Until it is more expensive or difficult to drive into town than it is to ride the bus, building additional parking will not solve the issue.

The ideas of pushing traffic across the river, or to Oak and Yampa might be worth exploring, but I have a feeling that dealing with turning at the intersections (you need to turn 4 times to get from A to B, rather than a straight line) would be enough of a hassle that people would only use these 'mini-bypasses' when lincoln was completely congested - meaning that this wouldn't have fixed very much.

I don't mean to just discount the solutions proposed, but we need to keep in mind that people, you and I, will take the path of least resistance. Right now, downtown is a mess because it is very easy to drive into it. Making it easier to drive into seems to be a step in the wrong direction. I don't know what the solution is - short term only or paid parking might make sense, but will be met by resistance.


ybul 8 years, 1 month ago

-The ideas of pushing traffic across the river, or to Oak and Yampa might be worth exploring, but I have a feeling that dealing with turning at the intersections -

The thing is that you make it impossible to go straight. Though if you want to go from Oak to Yampa you can do so. Allow traffic to not stop coming down from fish creek falls road and merge in a temporary third lane, fixing the majority of the messed up traffic flow at that intersection also.

There are really only a couple of bottle necks today and will remain so into the future. Without a major mushrooming of the population, which is hard to foresee (but who knows what the future holds).


JLM 8 years, 1 month ago

We'll still be talking about building a parking garage 15 years from today. LOL

How about a parking garage on the bottom and affordable housing on the top? LOL


4genlocal 8 years, 1 month ago

I also want to point out the traffic got worse when the city made it so trucks could not go through Brooklyn and the county decided there was not a need for a gravel pit on the south side of town. These are two contributing factors to the problem.


4genlocal 8 years, 1 month ago

Bubba that is an easy one. Decrease the speed limit on main st. this would also make it safer for bikes kids. Increase the speed limit on the one ways. People will use them.
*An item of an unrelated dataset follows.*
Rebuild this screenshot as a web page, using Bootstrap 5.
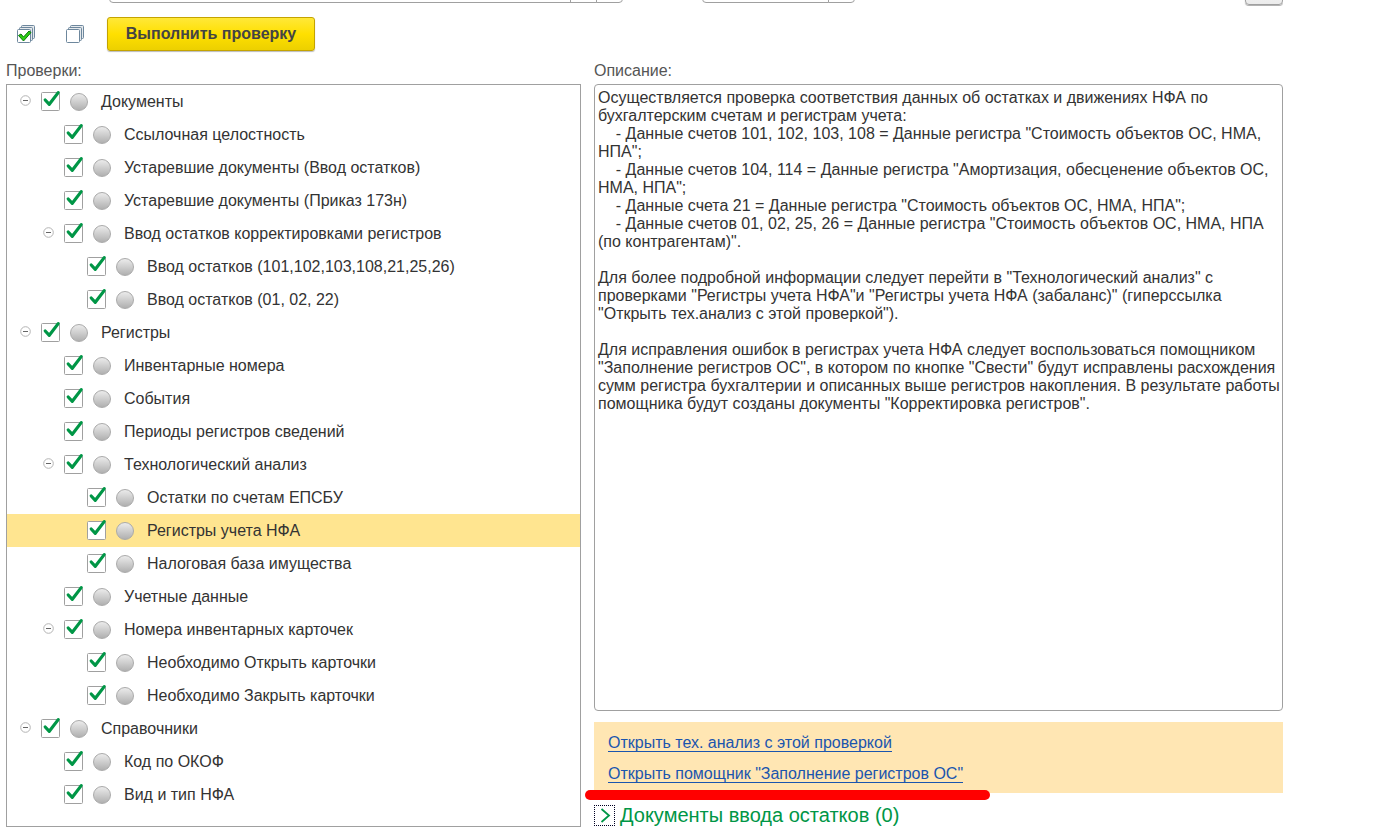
<!DOCTYPE html>
<html lang="ru">
<head>
<meta charset="utf-8">
<meta name="viewport" content="width=device-width, initial-scale=1">
<title>Проверка учета</title>
<link href="https://cdn.jsdelivr.net/npm/bootstrap@5.3.0/dist/css/bootstrap.min.css" rel="stylesheet">
<style>
body { font: 16px/18px "Liberation Sans", Arial, sans-serif; color: #333; background: #fff; }
.page { padding: 0 110px 0 6px; }
.params { height: 6px; overflow: hidden; padding-left: 103px; }
.params .form-control, .params .btn { height: 28px; border-color: #a0a0a0; border-radius: 4px; padding: 0 8px; }
.params .input-group { margin-bottom: 3px; }
.params .btn { background: #fff; width: 27px; }
.params .btn.menu { width: 38px; background: linear-gradient(#fff, #ebebeb); box-shadow: 0 1px 1px #aaa; margin-bottom: 1px; }
.period { width: 514px; margin-right: 79px; }
.kind { width: 153px; }
.tools { height: 55px; padding-left: 10px; }
.tool { width: 20px; height: 20px; margin-right: 29px; }
.run { width: 208px; height: 34px; margin-left: -7px; padding: 0; font-size: 16px; font-weight: 700; color: #444; border: 1px solid #c4a300; border-radius: 3px; background: linear-gradient(#ffe838, #ffe000 50%, #ecd000); box-shadow: 0 1px 1px #bbb; }
.caption { color: #555; height: 23px; line-height: 20px; }
.columns { gap: 13px; }
.tree-side { flex: 575 1 0; min-width: 0; }
.info-side { flex: 689 1 0; min-width: 0; }
.tree { border: 1px solid #a0a0a0; padding-bottom: 15px; }
.node { height: 33px; padding-left: 13px; }
.node.level-1 { padding-left: 36px; }
.node.level-2 { padding-left: 59px; }
.node.selected { background: #ffe590; }
.fold { width: 11px; height: 33px; margin-right: 10px; }
.fold svg { display: block; }
.tick { appearance: none; width: 20px; height: 22px; margin: 0 9px 2px 0; background: url("data:image/svg+xml,%3Csvg xmlns='http://www.w3.org/2000/svg' width='20' height='22'%3E%3Crect x='.5' y='2.5' width='18' height='18' rx='1' fill='white' stroke='%23a0a0a0'/%3E%3C/svg%3E") no-repeat; }
.tick:checked { background-image: url("data:image/svg+xml,%3Csvg xmlns='http://www.w3.org/2000/svg' width='20' height='22'%3E%3Crect x='.5' y='2.5' width='18' height='18' rx='1' fill='white' stroke='%23a0a0a0'/%3E%3Cpath d='M4.2 10 8.300 14.300 17.2 2.6' fill='none' stroke='%23009646' stroke-width='3.2' stroke-linecap='round' stroke-linejoin='round'/%3E%3C/svg%3E"); }
.state { width: 18px; height: 18px; margin-right: 13px; border: 1px solid #aaa; border-radius: 50%; background: linear-gradient(#ebebeb, #b0b0b0); }
.about { display: block; height: 627px; padding: 4px 0 4px 3px; resize: none; color: #333; border: 1px solid #a0a0a0; border-radius: 4px; font-size: 16px; line-height: 18px; }
.actions { background: #ffe6b3; margin-top: 11px; padding: 12px 14px 10px; gap: 13px; }
.actions a { color: #1a55ae; line-height: 17px; text-decoration: none; border-bottom: 1px solid #1a55ae; }
.marker { left: -9px; top: 68px; width: 405px; height: 10px; border-radius: 5px; background: #f00; }
.docs { margin-top: 12px; gap: 5px; color: #009646; font-size: 20px; line-height: 21px; }
.docs .arrow { width: 21px; height: 21px; border: 1px dotted #002; }
</style>
</head>
<body>
<main class="page">
  <div class="params d-flex align-items-end">
    <div class="input-group flex-nowrap period">
      <input class="form-control" type="text" aria-label="Организация">
      <button class="btn" type="button" aria-label="Выбрать"></button>
      <button class="btn" type="button" aria-label="Открыть"></button>
    </div>
    <div class="input-group flex-nowrap kind">
      <input class="form-control" type="text" aria-label="Дата">
      <button class="btn" type="button" aria-label="Календарь"></button>
    </div>
    <button class="btn menu ms-auto" type="button" aria-label="Еще"></button>
  </div>

  <div class="tools d-flex align-items-center">
    <button class="tool btn p-0 border-0 d-flex" type="button" aria-label="Отметить все">
      <svg width="20" height="20" viewBox="0 0 20 20"><g stroke="#6d879d"><rect x="5.500" y="1.500" width="13" height="13" rx="1" fill="#e5e9ec"/><rect x="3.500" y="3.500" width="13" height="13" rx="1" fill="#e5e9ec"/><rect x="1.500" y="5.500" width="13" height="13" rx="1" fill="#fff"/></g><path d="M2.500 11.500 5 10l2.500 3 5.500-6 2 1.500L7.500 17Z" fill="#2dcc12" stroke="#08780b"/></svg>
    </button>
    <button class="tool btn p-0 border-0 d-flex" type="button" aria-label="Снять отметки">
      <svg width="20" height="20" viewBox="0 0 20 20"><g stroke="#6d879d"><rect x="5.500" y="1.500" width="13" height="13" rx="1" fill="#e5e9ec"/><rect x="3.500" y="3.500" width="13" height="13" rx="1" fill="#e5e9ec"/><rect x="1.500" y="5.500" width="13" height="13" rx="1" fill="#fff"/></g></svg>
    </button>
    <button class="btn run" type="button">Выполнить проверку</button>
  </div>

  <div class="columns d-flex">
    <section class="tree-side">
      <div class="caption">Проверки:</div>
      <div class="tree" id="tree"></div>
    </section>
    <section class="info-side">
      <label class="caption d-block" for="about">Описание:</label>
      <textarea class="about w-100" id="about" spellcheck="false" readonly>Осуществляется проверка соответствия данных об остатках и движениях НФА по бухгалтерским счетам и регистрам учета:
    - Данные счетов 101, 102, 103, 108 = Данные регистра "Стоимость объектов ОС, НМА, НПА";
    - Данные счетов 104, 114 = Данные регистра "Амортизация, обесценение объектов ОС, НМА, НПА";
    - Данные счета 21 = Данные регистра "Стоимость объектов ОС, НМА, НПА";
    - Данные счетов 01, 02, 25, 26 = Данные регистра "Стоимость объектов ОС, НМА, НПА (по контрагентам)".

Для более подробной информации следует перейти в "Технологический анализ" с проверками "Регистры учета НФА"и "Регистры учета НФА (забаланс)" (гиперссылка "Открыть тех.анализ с этой проверкой").

Для исправления ошибок в регистрах учета НФА следует воспользоваться помощником "Заполнение регистров ОС", в котором по кнопке "Свести" будут исправлены расхождения сумм регистра бухгалтерии и описанных выше регистров накопления. В результате работы помощника будут созданы документы "Корректировка регистров".</textarea>
      <div class="actions position-relative d-flex flex-column align-items-start">
        <a href="#">Открыть тех. анализ с этой проверкой</a>
        <a href="#">Открыть помощник "Заполнение регистров ОС"</a>
        <span class="marker position-absolute"></span>
      </div>
      <button class="docs btn p-0 border-0 d-flex align-items-center" type="button">
        <span class="arrow d-flex"><svg width="19" height="19" viewBox="0 0 19 19"><path d="M6.500 3 14 9.500 6.500 16" fill="none" stroke="#009646" stroke-width="1.800"/></svg></span>
        <span>Документы ввода остатков (0)</span>
      </button>
    </section>
  </div>
</main>
<script>
// [level, title, has children]
const nodes = [
  [0, "Документы", 1],
  [1, "Ссылочная целостность"],
  [1, "Устаревшие документы (Ввод остатков)"],
  [1, "Устаревшие документы (Приказ 173н)"],
  [1, "Ввод остатков корректировками регистров", 1],
  [2, "Ввод остатков (101,102,103,108,21,25,26)"],
  [2, "Ввод остатков (01, 02, 22)"],
  [0, "Регистры", 1],
  [1, "Инвентарные номера"],
  [1, "События"],
  [1, "Периоды регистров сведений"],
  [1, "Технологический анализ", 1],
  [2, "Остатки по счетам ЕПСБУ"],
  [2, "Регистры учета НФА"],
  [2, "Налоговая база имущества"],
  [1, "Учетные данные"],
  [1, "Номера инвентарных карточек", 1],
  [2, "Необходимо Открыть карточки"],
  [2, "Необходимо Закрыть карточки"],
  [0, "Справочники", 1],
  [1, "Код по ОКОФ"],
  [1, "Вид и тип НФА"]
];
const foldIcon = '<svg width="11" height="31" viewBox="0 0 11 31"><circle cx="5.5" cy="14.5" r="4.800" fill="#fff" stroke="#b4b4b4"/><path d="M3 14.500h5" stroke="#666"/></svg>';
document.getElementById("tree").innerHTML = nodes.map(([level, title, parent], i) => `
  <div class="node level-${level} d-flex align-items-center${title === "Регистры учета НФА" ? " selected" : ""}">
    ${parent ? `<button class="fold btn p-0 border-0" type="button" aria-label="Свернуть">${foldIcon}</button>` : '<span class="fold"></span>'}
    <input class="tick" type="checkbox" id="check-${i}" checked>
    <span class="state"></span>
    <label for="check-${i}">${title}</label>
  </div>`).join("");
</script>
<script src="https://cdn.jsdelivr.net/npm/bootstrap@5.3.0/dist/js/bootstrap.bundle.min.js"></script>
</body>
</html>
I do want to point out this would have been easier to do, had planning in the great foresight not allowed yampa st to be narrowed at 5th that was not a good idea.


Scott Ford 8 years, 1 month ago

Fred said it best, "Glenwood Springs dropped the ball." I am not all that hopeful that our fate will be any better. Fred I know you are very passionate about this issue. I know that we have done study after study highlighting the problem and forecasting the future which in many cases has come true. Options that existed 20 years ago do not exist today.

Just for my own education and perhaps that of others at what point in time did we have the best opportunity? And why didn't we act?


mtroach 8 years, 1 month ago

The first step our town needs to take is; PARKING METERS downtown. Eliminate free parking, bring in revenue, and provide an incentive for downtown workers to not park downtown. That would go a long way to slove the "parking" problem. Now I for one don't see the problem, whenever I want to go downtown, usually for lunch, i find a spot fairly easy, and close to my favorive dining establishment.

Why do we need an expensive parking garage?

Charge for parking, enforce the parking fees, and see how people's behavior changes to adapt to the new fees before even thinking about building a garage.

As for the bypass debate, everyone "stuck" in traffic should goto Denver's Tech center and experence the ruch hour traffic they have, It'll give you a new appreciation for our lack of traffic. The problem with our traffic stems from rush hour cars, if you think about your driving, and aviod the peak traffic hours the traffic is a non-issue. Building a bypass,( as Fred Duckes the road builder desires) will do nothing to eliminate our rush hour. Building bike, and pedistrian friendly roads, and offering an incentive for down valley workers to stop at the transit center and take a shuttle to the mountain would also be a first step toward pulling commuters off the road during rush hour. Ask the management companies to require their workers to stop and park, with a cash reward for doing so could take many cars off downtown streets.

Finally everyone posting on this forum should take time to attend these meetings and give their opinions to our government. Posting ideas on a forum gets nothing done, only direct input will. This forum is good at giving people an avenue to discuss issues, but direct communication is needed to direct the powers that be toward the outcome you and I desire. Turn off the computer, and attend the meeting Monday 4-7 @ Oly Hall.


Fred Duckels 8 years, 1 month ago

Scott, An alternate route was about to become a reality decades ago, CDOT was on board and we were ready to go when the merchants stepped in and killed the deal. MT I'm sure that the traffic at the tech center is equal or greater than ours, but the idea of a vacation there sucks. The alternate route that I envision would divert from 40 west of the 129 intersection, follow adjacent to the RR corridor on the Howelsen side, and proceed south to the Mt Werner interchange. This would allow several opportunities for traffic to take either Lincoln or the alternate. When congestion occurs traffic will have a relief valve. Commercial and through traffic could use the alternate. In essence we will have two roads to carry the traffic, this will solve the problems that I referred to earlier. This will solve congestion for the near future. With congestion relief on Lincoln we will be able, through innovation, to provide a first class atmosphere that we lack. Then maybe the city crowd will be attracted to a place that is a getaway from the same old grind.